Nous savons que le sport rassemble les peuples à travers le monde.
Nous savons aussi que le sport, le monde du sport, les valeurs du sport sont menacées, égratignées et même parfois abîmées. Abîmées par la confusion entre le sport et le spectacle, abîmées par l’argent qui met le sport à son service, abîmées par nos petits renoncements. Pour simplifier, c’est par l’école et le sport que nous pouvons apaiser notre société, lui apprendre la tolérance et le respect. Mais pour ce faire, nous devons fixer des priorités et défendre plus clairement des principes.
Ce qui me frappe aujourd’hui, c’est que nous avons hérité de plusieurs visions du sport, celle de l’éducation populaire, de Léo LAGRANGE, de Maurice HERZOG, celle du rayonnement de la France du Général de GAULLE. Nous avons hérité de plusieurs organisations et les rôles ne sont pas clairs. L’Etat défenseur des valeurs républicaines, de l’éducation libre et égale, de l’aménagement du territoire, des corrections des inégalités et du rayonnement international – un Etat toujours très présent dans le monde du sport. Les collectivités responsables du sport et investisseuses, des collectivités au coeur de la cohésion. Le mouvement sportif indépendant, acteur du bénévolat, créateur, dépendant aussi de ses instances internationales. Et naturellement, chacun attend plus de l’autre.
Ce qui me frappe, c’est que nous partageons des visions des sports, des interrogations face aux défis mais nous n’avons pas d’espaces pour nous parler. Ce qui me frappe, c’est que le sport a été au coeur du projet de reconstruction d’après guerre, du projet de rayonnement de la France des années soixante, mais le sport est absent du projet du XXIe siècle. Dans cette nouvelle société de solitude et d’aspiration à la solidarité, nous avons une voix à faire entendre, nous avons une vision du sport à porter.
Les ambitions de cette Assemblée du sport que nous avons voulue avec Denis MASSEGLIA, une Assemblée que les collectivités et les entreprises réclamaient sont simples :
- définir une politique nationale des sports, nationale parce que partagée ;
- fixer les responsabilités de chacun ;
- rendre des comptes et évaluer en permanence nos actions. Oui, c‘est une forme de démocratie participative. Je l’assume. Je ne crois qu’à la co-construction pour régler les enjeux de société ; des enjeux face auxquels nous avons l’humilité de n’avoir aucune certitude quant aux Seul le prononcé réponses à apporter, assumons dans cette Assemblée nos doutes, assumons d’engager des actions même si elles ne sont pas parfaites.

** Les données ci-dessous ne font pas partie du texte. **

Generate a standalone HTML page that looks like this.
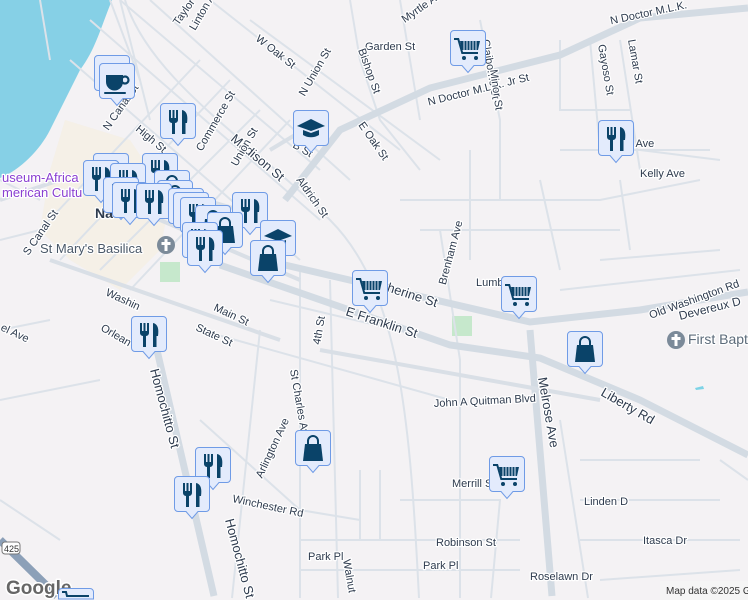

Naturellement, le rôle premier de l’Etat est la défense des règles et des valeurs du sport. La lutte contre le dopage, contre la violence, contre la corruption, contre l’homophobie est, à l’évidence, la mission de l’Etat républicain. Son rôle est aussi, et de plus en plus, de créer ces espaces de concertation, de médiation, ces espaces de dépassement des intérêts particuliers. Nos six présidents de groupe doivent en être les garants.
L’objectif de notre assemblée du sport est simple : nous débattons pour proposer jusqu’en juin ; puis nous décidons ; enfin, nous assumons dans la durée.
La méthode l’est également : cinq collèges, autant que possible représentatifs des acteurs du sport, personne ne domine l’autre, personne ne peut imposer ses idées à l’autre, personne ne peut refuser le consensus.
Je vous en conjure, offrons un débat exemplaire, sans invective, sans agressivité, sans posture, sans harangue politicienne.
Et si les élections veulent prendre en otage l’Assemblée du sport, je n’hésiterai pas à la suspendre. Je n’hésiterai pas à l’inscrire dans un décret pour attendre des temps propices au dialogue. Ma seule ambition est qu’elle me survive.
Nous devons conserver comme seule ligne d’horizon l’intérêt général, les sportifs, les amoureux du sport et je dirais surtout les aspirants au sport. Nous avons la chance de vivre dans un pays où le sport rayonne. Il rayonne par ses magnifiques athlètes qui nous honorent, qui sont les boussoles des sportifs, qui sont les héros de nos enfants. 99,5 % ont conscience de cette responsabilité et l’assument avec grandeur d’âme.
Mais, il est des actes qui nous indignent, des propos racistes, des propos homophobes ou sexistes, des actes de violence et de rébellion, des implications lamentables dans des cas de prostitution ou de viol. Ils n’ont pas leur place dans le monde du sport. Et l’Etat doit être plus exigeant sur ces enjeux d’ordre public et d’éthique.
Nous devons clarifier la question de l’argent dans le sport. Affirmer que l’argent public doit aller au sport amateur et pas au sport professionnel, sauf pour impulser des infrastructures qui participent à l’aménagement du territoire. Définir une position européenne ferme sur le fairplay financier et le salary cap. Sortir le sport d’une application étriquée de libre échange et de la libre circulation des travailleurs.
Enfin notre priorité collective est le sport de masse, plus de sport et plus de sport en club. La Nation sportive. Comment faire pour que les adultes soient plus sportifs, pour que les jeunes filles des quartiers s’émancipent par le sport, pour que les personnes en situation de handicap s’épanouissent par le sport. Ce sont des enjeux de rénovation urbaine, d’aménagement du territoire, de cohésion sociale, de santé.
A nous, à vous, d’apporter ces réponses. Le débat ne m’appartient pas. Il vous appartient.